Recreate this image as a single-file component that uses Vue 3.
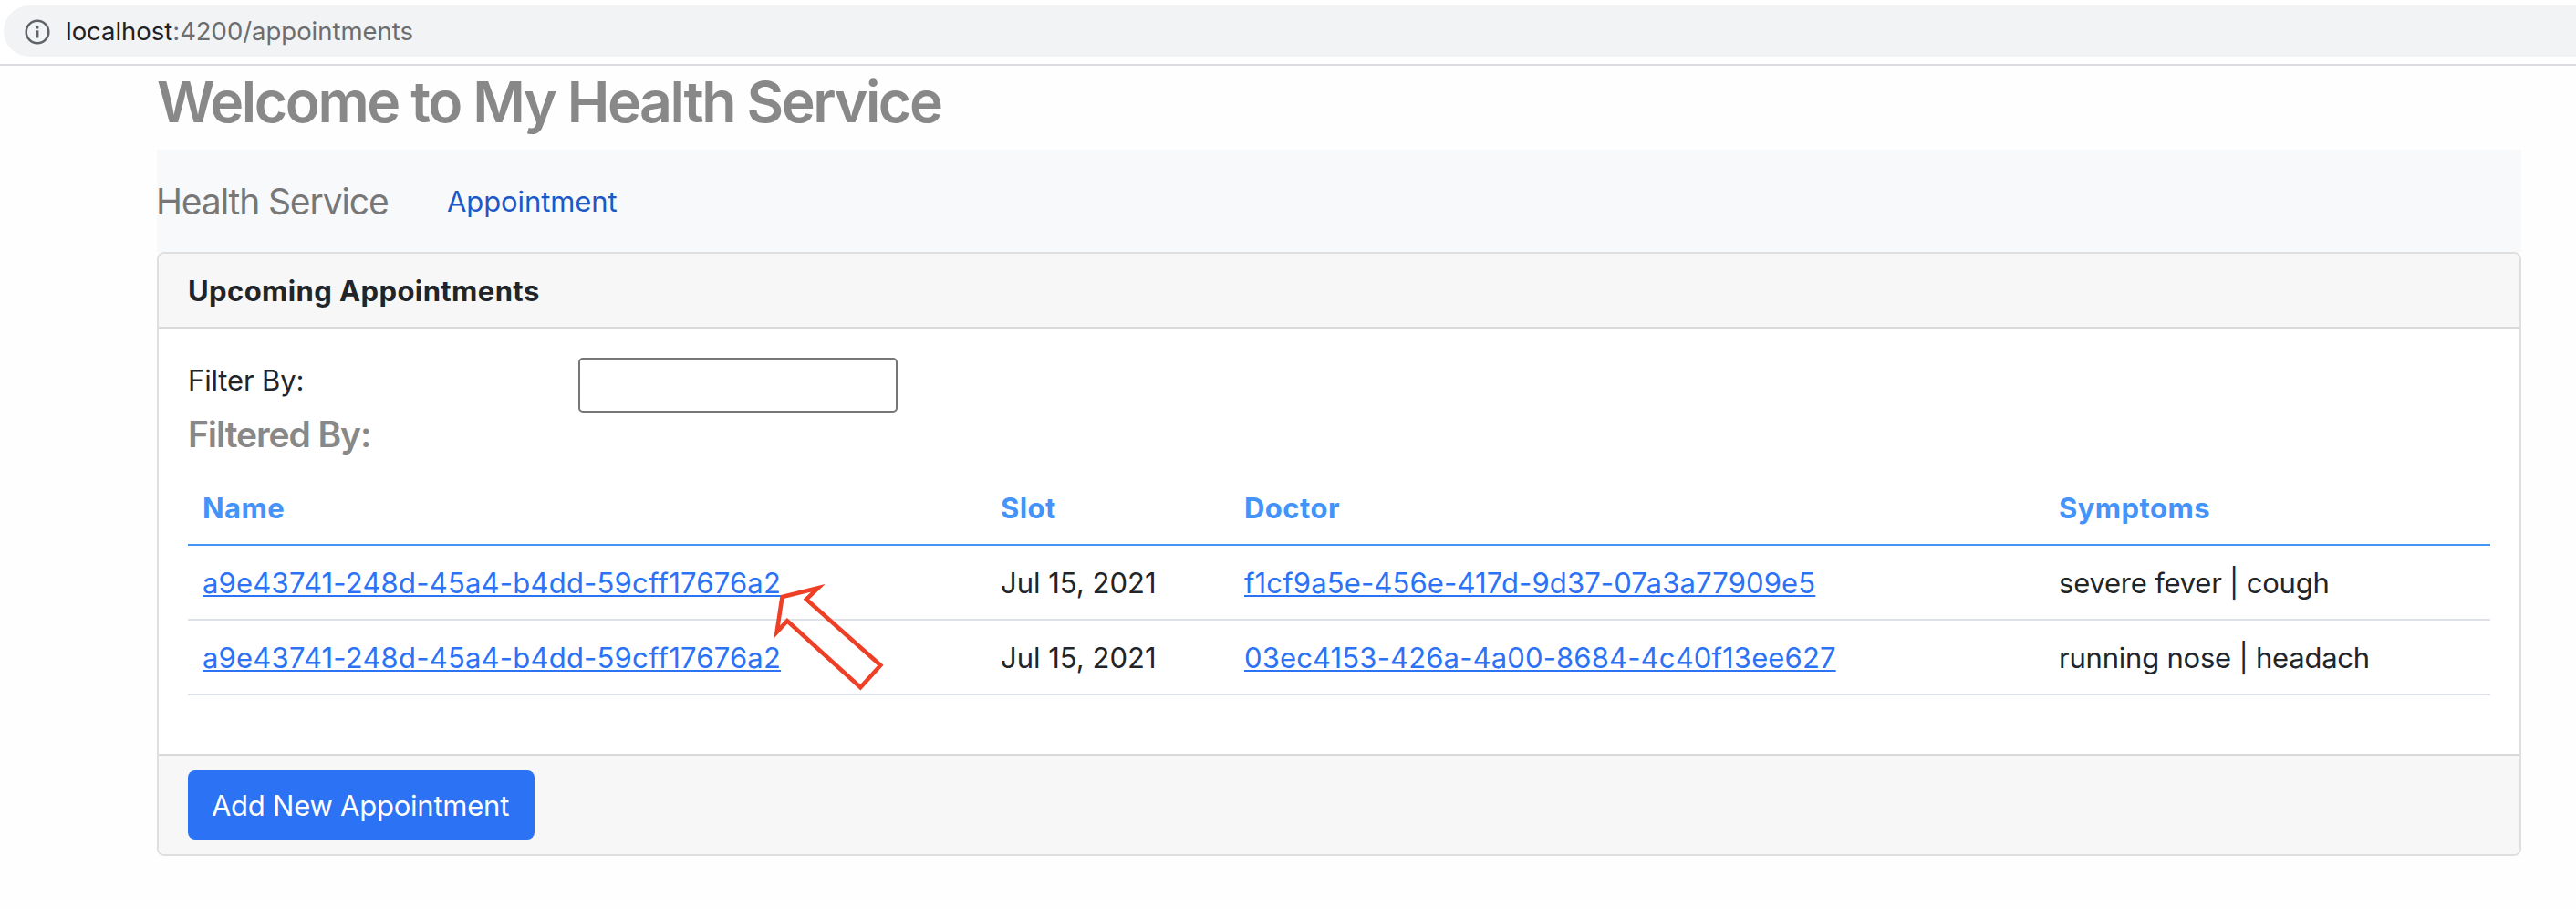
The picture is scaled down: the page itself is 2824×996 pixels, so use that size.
<script setup>
import { ref } from 'vue'

const filter = ref('')
const appointments = [
  { patient: 'a9e43741-248d-45a4-b4dd-59cff17676a2', slot: 'Jul 15, 2021', doctor: 'f1cf9a5e-456e-417d-9d37-07a3a77909e5', symptoms: 'severe fever | cough' },
  { patient: 'a9e43741-248d-45a4-b4dd-59cff17676a2', slot: 'Jul 15, 2021', doctor: '03ec4153-426a-4a00-8684-4c40f13ee627', symptoms: 'running nose | headach' }
]
</script>

<template>
  <div class="page">
    <header class="toolbar">
      <div class="address">
        <svg class="info" viewBox="0 0 28 28" width="28" height="28">
          <circle cx="14" cy="14" r="12.3" fill="none" stroke="#5f6368" stroke-width="2.5" />
          <rect x="12.4" y="7.5" width="3" height="3" fill="#5f6368" />
          <rect x="12.4" y="12.3" width="3" height="8.2" fill="#5f6368" />
        </svg>
        <span class="url"><span class="host">localhost</span>:4200/appointments</span>
      </div>
    </header>

    <main class="container">
      <h1>Welcome to My Health Service</h1>
      <nav class="navbar">
        <a class="brand">Health Service</a>
        <a class="nav-link">Appointment</a>
      </nav>

      <section class="card">
        <div class="card-header">Upcoming Appointments</div>
        <div class="card-body">
          <div class="filter-row">
            <label class="filter-label" for="filter">Filter By:</label>
            <input id="filter" v-model="filter" class="filter-input" type="text" />
          </div>
          <h4>Filtered By: {{ filter }}</h4>
          <table>
            <colgroup>
              <col class="col-name" />
              <col class="col-slot" />
              <col class="col-doctor" />
              <col />
            </colgroup>
            <thead>
              <tr>
                <th>Name</th>
                <th>Slot</th>
                <th>Doctor</th>
                <th>Symptoms</th>
              </tr>
            </thead>
            <tbody>
              <tr v-for="(a, i) in appointments" :key="i">
                <td><a class="link patient">{{ a.patient }}</a></td>
                <td>{{ a.slot }}</td>
                <td><a class="link">{{ a.doctor }}</a></td>
                <td class="symptoms">{{ a.symptoms }}</td>
              </tr>
            </tbody>
          </table>
        </div>
        <div class="card-footer">
          <button class="btn" type="button">Add New Appointment</button>
        </div>
      </section>
    </main>

    <svg class="arrow" viewBox="0 0 140 130" width="140" height="130">
      <path d="M17.5 14 L57 4.2 L44 16.7 L125.3 89 L103.3 113.2 L23 40.2 L11.6 52.6 Z" fill="none" stroke="#ee4026" stroke-width="4.6" stroke-miterlimit="10" />
    </svg>
  </div>
</template>

<style>
html, body { margin: 0; background: #fefefe; }
</style>

<style scoped>
.page {
  position: relative;
  width: 2824px;
  height: 996px;
  overflow: hidden;
  box-sizing: border-box;
  background: #fefefe;
  color: #212529;
  font-family: Inter, "Liberation Sans", sans-serif;
  font-size: 31px;
  line-height: 49px;
}
.toolbar {
  box-sizing: border-box;
  height: 72px;
  padding: 6px 0 8px 4px;
  background: #fff;
  border-bottom: 2px solid #dadce0;
}
.address {
  display: flex;
  align-items: center;
  height: 56px;
  padding-left: 22.5px;
  background: #f1f3f4;
  border-radius: 28px 0 0 28px;
}
.info { display: block; margin-top: 1px; }
.url {
  margin-left: 17.5px;
  font-size: 27.5px;
  line-height: 34px;
  letter-spacing: -0.03px;
  color: #6b6d70;
}
.host { color: #202124; }
.container { width: 2592px; margin-left: 172px; }
h1 {
  margin: 0 0 14px;
  font-size: 62.5px;
  line-height: 78px;
  font-weight: 600;
  letter-spacing: -2.4px;
  color: #888;
}
.navbar {
  display: flex;
  align-items: center;
  box-sizing: border-box;
  height: 112px;
  background: #f8f9fb;
}
.brand {
  width: 318px;
  margin-left: -1px;
  font-size: 39px;
  line-height: 59px;
  letter-spacing: -1.12px;
  color: #777;
}
.nav-link { letter-spacing: -0.1px; margin-left: 1px; color: #1c58c7; }
.card {
  box-sizing: border-box;
  height: 662px;
  border: 2px solid #dfdfdf;
  border-radius: 8px;
  background: #fff;
  overflow: hidden;
}
.card-header {
  padding: 16px 32px 15px;
  border-bottom: 2px solid #d9d9d9;
  background: #f7f7f7;
  font-weight: 700;
  letter-spacing: 0.4px;
}
.card-body { padding: 32px 32px 64px; }
.filter-row { display: flex; height: 60px; }
.filter-label { width: 428px; letter-spacing: -0.15px; }
.filter-input {
  box-sizing: border-box;
  width: 350px;
  height: 60px;
  padding: 2px 4px;
  border: 2px solid #767676;
  border-radius: 5px;
  background: #fff;
  font: inherit;
  outline: none;
}
h4 {
  margin: 0 0 16px;
  padding-bottom: 1px;
  font-size: 39px;
  line-height: 47px;
  font-weight: 600;
  letter-spacing: -1.08px;
  color: #888;
}
table {
  width: 2524px;
  table-layout: fixed;
  border-collapse: separate;
  border-spacing: 0;
}
.col-name { width: 875px; }
.col-slot { width: 267px; }
.col-doctor { width: 893px; }
th, td {
  padding: 16px 16px 15px;
  border-bottom: 2px solid #dee2e6;
  text-align: left;
  white-space: nowrap;
  letter-spacing: 0;
}
th {
  border-bottom-color: #4393f9;
  color: #4393f9;
  font-weight: 700;
  letter-spacing: 0.45px;
}
.link {
  color: #2b72f5;
  text-decoration: underline;
  text-decoration-thickness: 2px;
  text-underline-offset: 2px;
  text-decoration-skip-ink: none;
  letter-spacing: 0.14px;
}
.patient { letter-spacing: 0.21px; }
.symptoms { letter-spacing: -0.22px; }
.card-footer {
  box-sizing: border-box;
  height: 110px;
  padding: 16px 32px;
  border-top: 2px solid #d9d9d9;
  background: #f7f7f7;
}
.btn {
  display: block;
  box-sizing: border-box;
  width: 380px;
  height: 76px;
  padding: 0 2px 0 0;
  border: 0;
  border-radius: 8px;
  background: #2b72f5;
  color: #fff;
  font: inherit;
  letter-spacing: -0.23px;
}
.arrow { position: absolute; left: 840px; top: 640px; }
</style>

=== What you need to do ===
Would you return the data exactly as written, without the pictures?

=== Task solution ===
Recreate this image as a single-file component that uses Vue 3.
The picture is scaled down: the page itself is 2824×996 pixels, so use that size.
<script setup>
import { ref } from 'vue'

const filter = ref('')
const appointments = [
  { patient: 'a9e43741-248d-45a4-b4dd-59cff17676a2', slot: 'Jul 15, 2021', doctor: 'f1cf9a5e-456e-417d-9d37-07a3a77909e5', symptoms: 'severe fever | cough' },
  { patient: 'a9e43741-248d-45a4-b4dd-59cff17676a2', slot: 'Jul 15, 2021', doctor: '03ec4153-426a-4a00-8684-4c40f13ee627', symptoms: 'running nose | headach' }
]
</script>

<template>
  <div class="page">
    <header class="toolbar">
      <div class="address">
        <svg class="info" viewBox="0 0 28 28" width="28" height="28">
          <circle cx="14" cy="14" r="12.3" fill="none" stroke="#5f6368" stroke-width="2.5" />
          <rect x="12.4" y="7.5" width="3" height="3" fill="#5f6368" />
          <rect x="12.4" y="12.3" width="3" height="8.2" fill="#5f6368" />
        </svg>
        <span class="url"><span class="host">localhost</span>:4200/appointments</span>
      </div>
    </header>

    <main class="container">
      <h1>Welcome to My Health Service</h1>
      <nav class="navbar">
        <a class="brand">Health Service</a>
        <a class="nav-link">Appointment</a>
      </nav>

      <section class="card">
        <div class="card-header">Upcoming Appointments</div>
        <div class="card-body">
          <div class="filter-row">
            <label class="filter-label" for="filter">Filter By:</label>
            <input id="filter" v-model="filter" class="filter-input" type="text" />
          </div>
          <h4>Filtered By: {{ filter }}</h4>
          <table>
            <colgroup>
              <col class="col-name" />
              <col class="col-slot" />
              <col class="col-doctor" />
              <col />
            </colgroup>
            <thead>
              <tr>
                <th>Name</th>
                <th>Slot</th>
                <th>Doctor</th>
                <th>Symptoms</th>
              </tr>
            </thead>
            <tbody>
              <tr v-for="(a, i) in appointments" :key="i">
                <td><a class="link patient">{{ a.patient }}</a></td>
                <td>{{ a.slot }}</td>
                <td><a class="link">{{ a.doctor }}</a></td>
                <td class="symptoms">{{ a.symptoms }}</td>
              </tr>
            </tbody>
          </table>
        </div>
        <div class="card-footer">
          <button class="btn" type="button">Add New Appointment</button>
        </div>
      </section>
    </main>

    <svg class="arrow" viewBox="0 0 140 130" width="140" height="130">
      <path d="M17.5 14 L57 4.2 L44 16.7 L125.3 89 L103.3 113.2 L23 40.2 L11.6 52.6 Z" fill="none" stroke="#ee4026" stroke-width="4.6" stroke-miterlimit="10" />
    </svg>
  </div>
</template>

<style>
html, body { margin: 0; background: #fefefe; }
</style>

<style scoped>
.page {
  position: relative;
  width: 2824px;
  height: 996px;
  overflow: hidden;
  box-sizing: border-box;
  background: #fefefe;
  color: #212529;
  font-family: Inter, "Liberation Sans", sans-serif;
  font-size: 31px;
  line-height: 49px;
}
.toolbar {
  box-sizing: border-box;
  height: 72px;
  padding: 6px 0 8px 4px;
  background: #fff;
  border-bottom: 2px solid #dadce0;
}
.address {
  display: flex;
  align-items: center;
  height: 56px;
  padding-left: 22.5px;
  background: #f1f3f4;
  border-radius: 28px 0 0 28px;
}
.info { display: block; margin-top: 1px; }
.url {
  margin-left: 17.5px;
  font-size: 27.5px;
  line-height: 34px;
  letter-spacing: -0.03px;
  color: #6b6d70;
}
.host { color: #202124; }
.container { width: 2592px; margin-left: 172px; }
h1 {
  margin: 0 0 14px;
  font-size: 62.5px;
  line-height: 78px;
  font-weight: 600;
  letter-spacing: -2.4px;
  color: #888;
}
.navbar {
  display: flex;
  align-items: center;
  box-sizing: border-box;
  height: 112px;
  background: #f8f9fb;
}
.brand {
  width: 318px;
  margin-left: -1px;
  font-size: 39px;
  line-height: 59px;
  letter-spacing: -1.12px;
  color: #777;
}
.nav-link { letter-spacing: -0.1px; margin-left: 1px; color: #1c58c7; }
.card {
  box-sizing: border-box;
  height: 662px;
  border: 2px solid #dfdfdf;
  border-radius: 8px;
  background: #fff;
  overflow: hidden;
}
.card-header {
  padding: 16px 32px 15px;
  border-bottom: 2px solid #d9d9d9;
  background: #f7f7f7;
  font-weight: 700;
  letter-spacing: 0.4px;
}
.card-body { padding: 32px 32px 64px; }
.filter-row { display: flex; height: 60px; }
.filter-label { width: 428px; letter-spacing: -0.15px; }
.filter-input {
  box-sizing: border-box;
  width: 350px;
  height: 60px;
  padding: 2px 4px;
  border: 2px solid #767676;
  border-radius: 5px;
  background: #fff;
  font: inherit;
  outline: none;
}
h4 {
  margin: 0 0 16px;
  padding-bottom: 1px;
  font-size: 39px;
  line-height: 47px;
  font-weight: 600;
  letter-spacing: -1.08px;
  color: #888;
}
table {
  width: 2524px;
  table-layout: fixed;
  border-collapse: separate;
  border-spacing: 0;
}
.col-name { width: 875px; }
.col-slot { width: 267px; }
.col-doctor { width: 893px; }
th, td {
  padding: 16px 16px 15px;
  border-bottom: 2px solid #dee2e6;
  text-align: left;
  white-space: nowrap;
  letter-spacing: 0;
}
th {
  border-bottom-color: #4393f9;
  color: #4393f9;
  font-weight: 700;
  letter-spacing: 0.45px;
}
.link {
  color: #2b72f5;
  text-decoration: underline;
  text-decoration-thickness: 2px;
  text-underline-offset: 2px;
  text-decoration-skip-ink: none;
  letter-spacing: 0.14px;
}
.patient { letter-spacing: 0.21px; }
.symptoms { letter-spacing: -0.22px; }
.card-footer {
  box-sizing: border-box;
  height: 110px;
  padding: 16px 32px;
  border-top: 2px solid #d9d9d9;
  background: #f7f7f7;
}
.btn {
  display: block;
  box-sizing: border-box;
  width: 380px;
  height: 76px;
  padding: 0 2px 0 0;
  border: 0;
  border-radius: 8px;
  background: #2b72f5;
  color: #fff;
  font: inherit;
  letter-spacing: -0.23px;
}
.arrow { position: absolute; left: 840px; top: 640px; }
</style>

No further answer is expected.